In this context, the excitement around the new document proposed as part of UCITS IV, the KII or KID (Key Investor Information or Key Investor Document) to be implemented in 2011, is understandable.

Inspired by its US equivalent, the KII or KID is a two-page document summarising the necessary information investors need to know before buying a product. It will also help investors to understand fee structures and allow them to compare similar products, all of which has been difficult in the past.
It is the hope of the industry that this new document will allow to compare funds more easily on a like-for-like basis.

Within this more relevant documentation, investors will also benefit from greater transparency on incentives and especially compensation systems. So-called trailer fees have been the focus of many industry discussions during this past 12 months.

European regulators are currently investigating this area and the recent initiative by the UK to publish new rules that will remove commission bias from the sale of retail investment products and thus help restore consumer confidence, is a clear signal that changes are happening.

From the end of 2012, UK firms will have to be upfront about how much they charge for their services. The rest of Europe could take inspiration from this model.

As asset managers begin the transition from survival to recovery, their overall service proposition is regaining focus.
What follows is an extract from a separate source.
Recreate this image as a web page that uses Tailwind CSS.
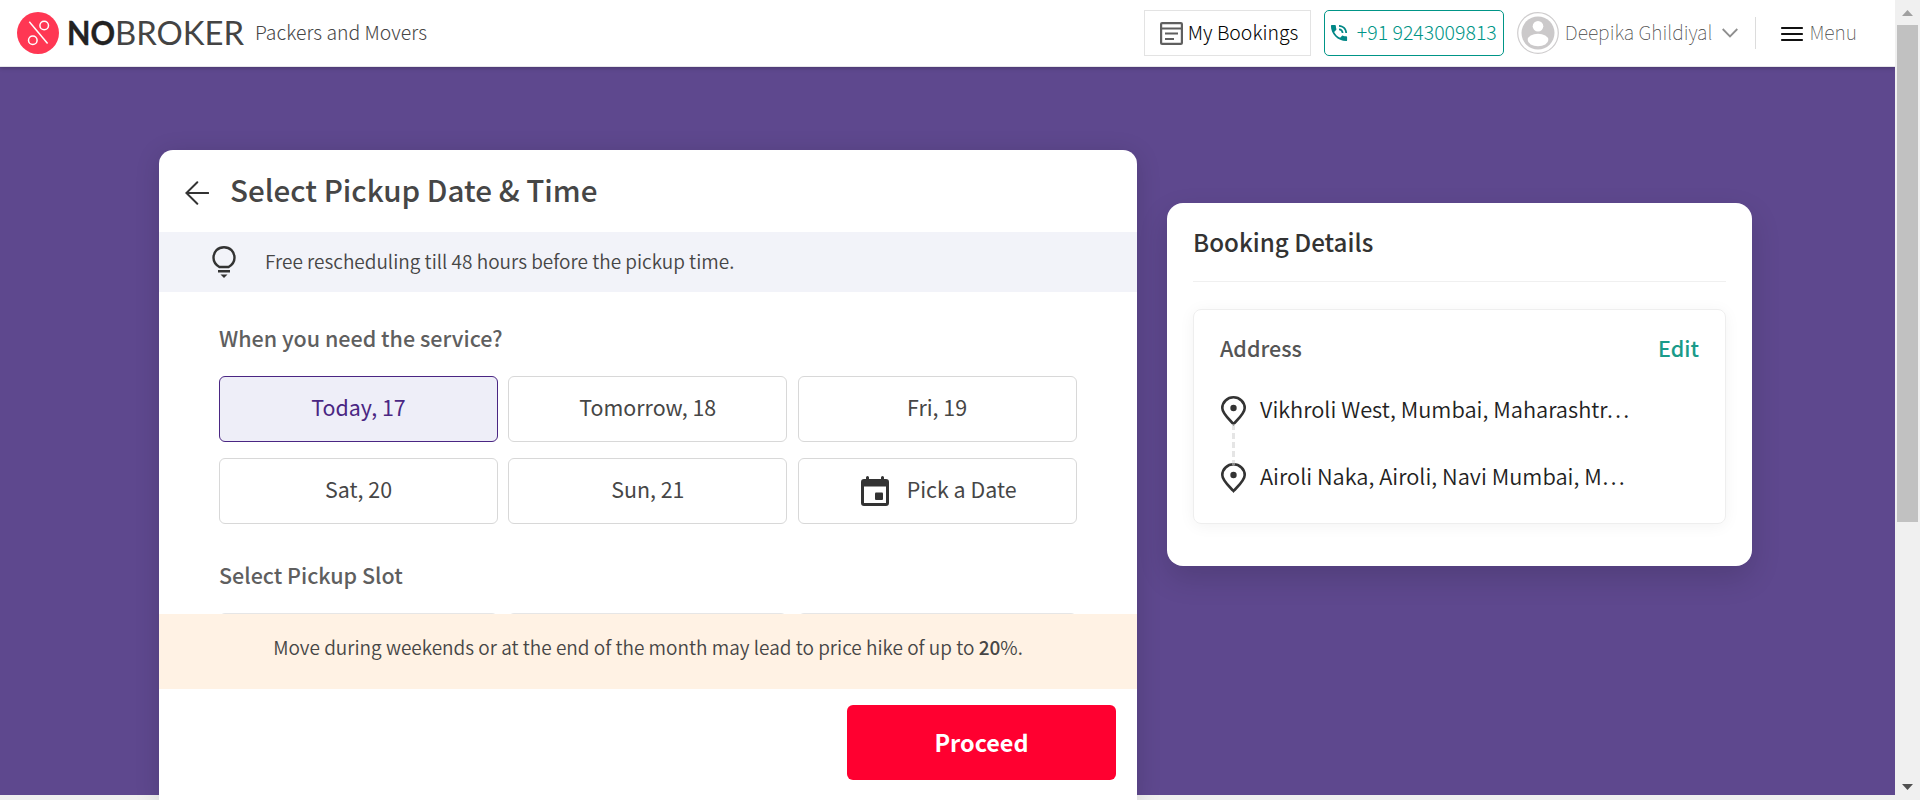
<!DOCTYPE html>
<html lang="en">
<head>
<meta charset="utf-8">
<title>Packers and Movers</title>
<script src="https://cdn.jsdelivr.net/npm/@tailwindcss/browser@4"></script>
</head>
<body class="h-[800px] overflow-hidden bg-[#f0f0f0] font-['Noto_Sans_CJK_SC',sans-serif] text-[#464646]">
<div class="flex h-[800px] w-[1920px]">
  <div class="flex h-[800px] w-[1895px] flex-col overflow-hidden">
    <header class="z-10 flex h-[67px] shrink-0 items-center border-b border-[#e6e6ea] bg-white pl-[17px] shadow-[0_1px_4px_rgba(0,0,0,0.25)]">
      <svg class="h-[42px] w-[42px]" viewBox="0 0 42 42" fill="none"><circle cx="21" cy="21" r="21" fill="#ff3753"/><g stroke="#fff" stroke-width="1.5"><path d="M12.3 9.8 30.6 31.5"/><circle cx="27.2" cy="13.5" r="4.3"/><circle cx="15.8" cy="28.2" r="4.3"/></g></svg>
      <svg class="ml-2 h-[42px] w-[180px]" viewBox="0 0 180 42"><text x="0" y="32.5" font-family="Lato" font-size="32" font-weight="700" fill="#222" stroke="#222" stroke-width=".4" textLength="48" lengthAdjust="spacingAndGlyphs">NO</text><text x="48" y="32.5" font-family="Lato" font-size="32" fill="#444" textLength="129" lengthAdjust="spacingAndGlyphs">BROKER</text></svg>
      <span class="-mt-0.5 ml-2 text-[19.4px] font-light leading-6">Packers and Movers</span>
      <div class="ml-auto flex items-center pr-[38px]">
        <div class="flex h-[46px] w-[167px] items-center border border-[#e3e3e3] pl-[15px]">
          <svg class="h-[23px] w-[23px]" viewBox="0 0 23 23" fill="none" stroke="#5f5f5f" stroke-width="2.2"><rect x="1.1" y="1.1" width="20.8" height="20.8" rx="1"/><path d="M1 6.500H22M5 11.500H18M5 17H14" /></svg>
          <span class="-mt-0.5 ml-[5px] whitespace-nowrap text-[19.4px] font-light leading-6 text-black">My Bookings</span>
        </div>
        <div class="ml-[13px] flex h-[46px] w-[180px] items-center rounded-[5px] border border-[#009587] pl-[5px]">
          <svg class="h-[18px] w-[18px] shrink-0" viewBox="2 2 20 20" fill="#018786"><path d="M20 15.5c-1.25 0-2.45-.2-3.57-.57-.1-.03-.21-.05-.31-.05-.26 0-.51.1-.71.29l-2.2 2.2c-2.83-1.44-5.15-3.75-6.59-6.58l2.2-2.21c.28-.27.36-.66.25-1.01C8.7 6.45 8.5 5.25 8.5 4c0-.55-.45-1-1-1H4c-.55 0-1 .45-1 1 0 9.39 7.61 17 17 17 .55 0 1-.45 1-1v-3.5c0-.55-.45-1-1-1zM19 12h2c0-4.97-4.03-9-9-9v2c3.87 0 7 3.13 7 7zm-4 0h2c0-2.76-2.24-5-5-5v2c1.66 0 3 1.34 3 3z"/></svg>
          <span class="-mt-0.5 ml-[9px] whitespace-nowrap text-[19.5px] font-light leading-6 text-[#009587]">+91 9243009813</span>
        </div>
        <svg class="ml-[13px] h-[42px] w-[42px]" viewBox="0 0 42 42"><circle cx="21" cy="21" r="20.3" fill="#fff" stroke="#cfcdce" stroke-width="1.2"/><circle cx="21" cy="21" r="16.5" fill="#cbc9ca"/><circle cx="21" cy="14.3" r="5.3" fill="#fff"/><ellipse cx="21" cy="28" rx="10.3" ry="6.2" fill="#fff"/></svg>
        <span class="-mt-0.5 ml-1.5 text-[19.4px] font-thin leading-6">Deepika Ghildiyal</span>
        <svg class="ml-[10px] h-[10px] w-4" viewBox="0 0 16 10" fill="none" stroke="#8f8f8f" stroke-width="1.8"><path d="M.7 1 8 8.4 15.3 1"/></svg>
        <div class="ml-[17px] h-8 w-px bg-[#dcdcdc]"></div>
        <svg class="ml-[25px] mt-[2px] h-4 w-[22px]" viewBox="0 0 22 16" stroke="#111" stroke-width="1.8" stroke-linecap="round"><path d="M.8 2H21.2M.8 8H21.2M.8 14H21.2"/></svg>
        <span class="-mt-0.5 ml-[6px] text-[19.4px] font-thin leading-6">Menu</span>
      </div>
    </header>
    <main class="flex h-[728px] shrink-0 items-start bg-[#5e488e] pl-[159px]">
      <section class="mt-[83px] flex h-[650px] w-[978px] shrink-0 flex-col rounded-t-[14px] bg-white shadow-[0_4px_24px_rgba(0,0,0,0.15)]">
        <div class="flex h-[82px] items-center pl-[26px]">
          <svg class="mt-1 h-6 w-6" viewBox="0 0 24 24" fill="none" stroke="#333" stroke-width="2" stroke-linecap="round"><path d="M12.3 1.2 1.4 12l10.9 10.8M1.4 12H23.3"/></svg>
          <h1 class="-mt-0.5 ml-[21px] text-[29.6px] font-medium leading-10">Select Pickup Date &amp; Time</h1>
        </div>
        <div class="flex h-[60px] items-center bg-[#f2f3f9] pl-[53px]">
          <svg class="h-8 w-6" viewBox="0 0 24 32" fill="none" stroke="#333" stroke-width="2.4"><path d="M7.4 21C3.6 18.8 1.5 15.6 1.5 11.8 1.5 5.6 6 1.2 12 1.2s10.5 4.4 10.5 10.6c0 3.800-2.100 7-5.900 9.200zM6 25.300H18"/><path d="M8.500 28.500h7L12 32z" fill="#333" stroke="none"/></svg>
          <span class="-mt-0.5 ml-[29px] text-[19px] font-[350] leading-6">Free rescheduling till 48 hours before the pickup time.</span>
        </div>
        <div class="flex h-[322px] flex-col overflow-hidden px-[60px] pt-[30px]">
          <h2 class="h-8 self-start text-[21.5px] font-medium leading-8 text-[#5f5f5f]">When you need the service?</h2>
          <div class="mt-[22px] grid grid-cols-[279px_279px_279px] gap-x-[10.3px] gap-y-4 text-[21.4px]">
            <div class="flex h-[66px] items-center justify-center rounded-md border border-[#4a2683] bg-[#eeeef8] pb-[3px] text-[#4a2683]">Today, 17</div>
            <div class="flex h-[66px] items-center justify-center rounded-md border border-[#d8d8d8] pb-[3px]">Tomorrow, 18</div>
            <div class="flex h-[66px] items-center justify-center rounded-md border border-[#d8d8d8] pb-[3px]">Fri, 19</div>
            <div class="flex h-[66px] items-center justify-center rounded-md border border-[#d8d8d8] pb-[3px]">Sat, 20</div>
            <div class="flex h-[66px] items-center justify-center rounded-md border border-[#d8d8d8] pb-[3px]">Sun, 21</div>
            <div class="flex h-[66px] items-center justify-center gap-[18px] rounded-md border border-[#d8d8d8] pl-[3px]">
              <svg class="h-[30px] w-7" viewBox="0 0 28 30"><path fill="#333" fill-rule="evenodd" d="M5 3V1.500a1.500 1.500 0 0 1 3 0V3H20V1.500a1.500 1.500 0 0 1 3 0V3h2a3 3 0 0 1 3 3V27a3 3 0 0 1-3 3H3a3 3 0 0 1-3-3V6a3 3 0 0 1 3-3h2zM3 10.500V27H25V10.500z"/><rect x="14" y="16.500" width="8" height="7.500" rx="1" fill="#333"/></svg>
              <span class="-mt-[3px]">Pick a Date</span>
            </div>
          </div>
          <h2 class="mt-[35px] h-8 shrink-0 self-start text-[21.500px] font-medium leading-8 text-[#5f5f5f]">Select Pickup Slot</h2>
          <div class="mt-[22px] grid shrink-0 grid-cols-[279px_279px_279px] gap-x-[10.3px]">
            <div class="h-[66px] rounded-md border border-[#e6e6e6]"></div>
            <div class="h-[66px] rounded-md border border-[#e6e6e6]"></div>
            <div class="h-[66px] rounded-md border border-[#e6e6e6]"></div>
          </div>
        </div>
        <p class="flex h-[75px] items-center justify-center bg-[#fff2e4] pb-2.5 text-[19px] font-[350] leading-6"><span>Move during weekends or at the end of the month may lead to price hike of up to <b class="font-medium">20</b>%.</span></p>
        <div class="flex justify-end pr-[21px] pt-4"><button class="h-[75px] w-[269px] rounded-md bg-[#ff0030] text-[23.400px] font-bold text-white">Proceed</button></div>
      </section>
      <aside class="ml-[30px] mt-[136px] h-[363px] w-[585px] rounded-2xl bg-white px-[26px] shadow-[0_12px_30px_rgba(0,0,0,0.14)]">
        <h2 class="h-[79px] border-b border-[#f0f0f0] pt-[23px] text-[24.200px] font-medium leading-8 text-[#333]">Booking Details</h2>
        <div class="mt-[27px] h-[215px] rounded-lg border border-[#eee] px-[26px] pt-[22px] shadow-[0_2px_16px_rgba(0,0,0,0.05)]">
          <div class="flex justify-between text-[21.500px] font-medium leading-8 text-[#555]"><span>Address</span><span class="text-[#1a9b8a]">Edit</span></div>
          <div class="mt-[31px] flex h-8 items-center text-[21.800px] font-[350] text-[#222]">
            <svg class="mr-[14px] h-[30px] w-[26px]" viewBox="0 0 26 30" fill="none" stroke="#333" stroke-width="2.600"><path d="M13.500 28C8.500 22.500 2.300 17.500 2.300 12a11.200 10.700 0 0 1 22.400 0C24.700 17.500 18.500 22.500 13.500 28z"/><circle cx="13.500" cy="12" r="3.200" fill="#333" stroke="none"/></svg>
            <span class="-mt-[3px]">Vikhroli West, Mumbai, Maharashtr…</span>
          </div>
          <div class="relative mt-[35px] flex h-8 items-center text-[21.800px] font-[350] text-[#222]">
            <svg class="mr-[14px] h-[30px] w-[26px]" viewBox="0 0 26 30" fill="none" stroke="#333" stroke-width="2.600"><path d="M13.500 28C8.500 22.500 2.300 17.500 2.300 12a11.200 10.700 0 0 1 22.400 0C24.700 17.500 18.500 22.500 13.500 28z"/><circle cx="13.500" cy="12" r="3.200" fill="#333" stroke="none"/></svg>
            <span class="-mt-[3px]">Airoli Naka, Airoli, Navi Mumbai, M…</span>
            <svg class="absolute -top-[38px] left-3 h-[41px] w-[3px]" viewBox="0 0 3 41"><path d="M1.500 0V41" stroke="#cfcfcf" stroke-opacity=".55" stroke-width="3" stroke-dasharray="6 3"/></svg>
          </div>
        </div>
      </aside>
    </main>
  </div>
  <div class="flex h-[800px] w-[25px] flex-col items-center bg-[#f0f0f0]">
    <svg class="h-[25px] w-[25px] shrink-0" viewBox="0 0 25 25"><path d="M7 16 12.500 10 18 16z" fill="#a0a0a0"/></svg>
    <div class="h-[497px] w-[21px] bg-[#c1c1c1]"></div>
    <svg class="mt-auto h-[25px] w-[25px] shrink-0" viewBox="0 0 25 25"><path d="M7 9 12.500 15 18 9z" fill="#505050"/></svg>
  </div>
</div>
</body>
</html>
As the retail investor becomes more discriminating, outstanding investor service is the key to customer retention.

Every day, fund managers must show that they understand their needs by engaging in honest dialogue and creating products which address real needs.

In addition, not only should fund managers consider making use of the new communication channels available to them, but also go above and beyond these regulatory requirements in disclosing fund information.

In order to succeed, they have to know the needs of their clients and those of the different players involved in the value chain. This can only be achieved through communication; on all topics of concern, on all occasions and everywhere the investors are.